If A contains a pointer to C with a shorter (or longer) lifetime, Rust will need to check that A destroys the pointer as C goes out of scope, or alternatively that the entire heap cannot go out of scope until C is destroyed.

A simple structure for simple(ish) situations, and more complex structures for where simple doesn't work. And if those complex structures are hard to grasp, it helps if you've realised that the simple structures aren't up to the task (and why).

Cheers,
Wol

Rust has arena allocators

Posted Oct 18, 2024 16:35 UTC (Fri) by kleptog (subscriber, #1183) [Link]

There appear to be several arena allocators for Rust: https://manishearth.github.io/blog/2021/03/15/arenas-in-r...

The basic idea is you have a function with allocates an arena and keeps it alive. Within the arena objects can reference each other as much as they want, including cycles. They can also reference other objects, as long as they live longer than the arena. When your function exits, the arena is cleaned up in one go. Incompatible with destructors (though there are tricks for that), but otherwise looks like what you want.

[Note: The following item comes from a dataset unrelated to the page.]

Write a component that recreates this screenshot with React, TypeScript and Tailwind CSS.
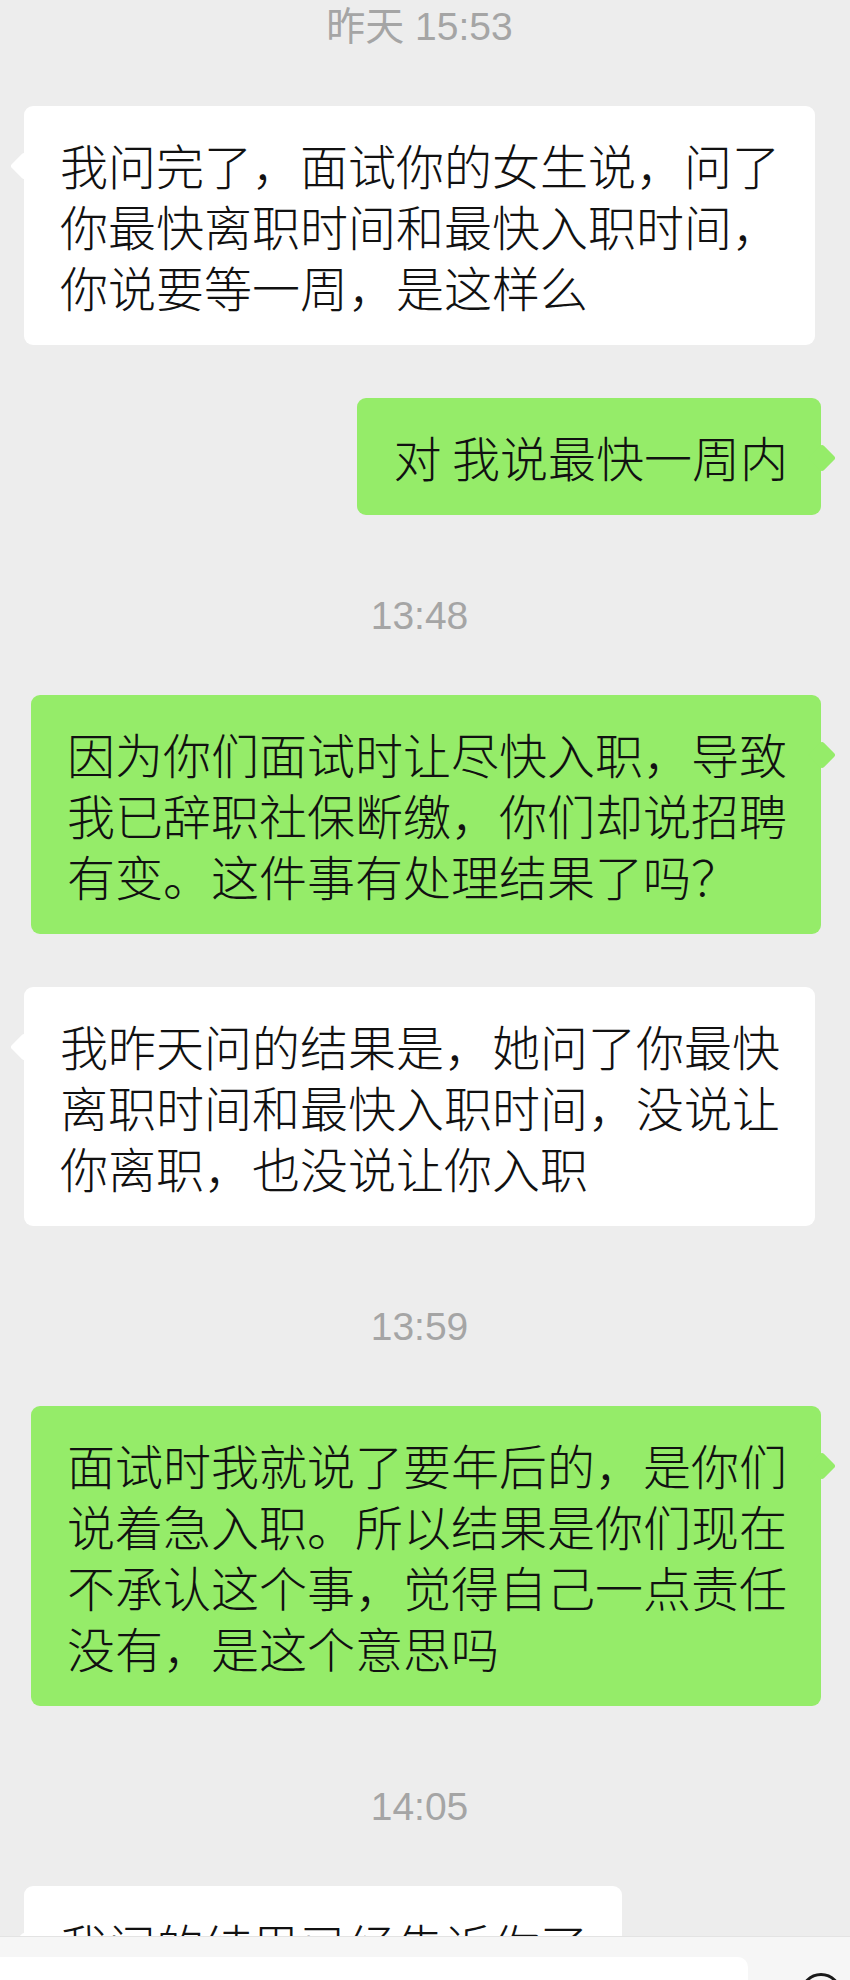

I know them from PostgreSQL where they have an arena per query so interrupting the query safely throws away everything. There are plenty of use cases for them.

Insulating layer?

Posted Oct 18, 2024 14:23 UTC (Fri) by taladar (subscriber, #68407) [Link]

> many many programmes simply go to runtime ref-counting for much of their scoping

This is not my experience with Rust at all. Refcounting does happen occasionally but the vast, vast majority of cases doesn't use ref-counting at all in Rust. Usually it is no more than a few values (logically speaking, some of them can exist in many copies of course but the one that is referred to by the same name in the code and passed along the same code-paths) even in large programs.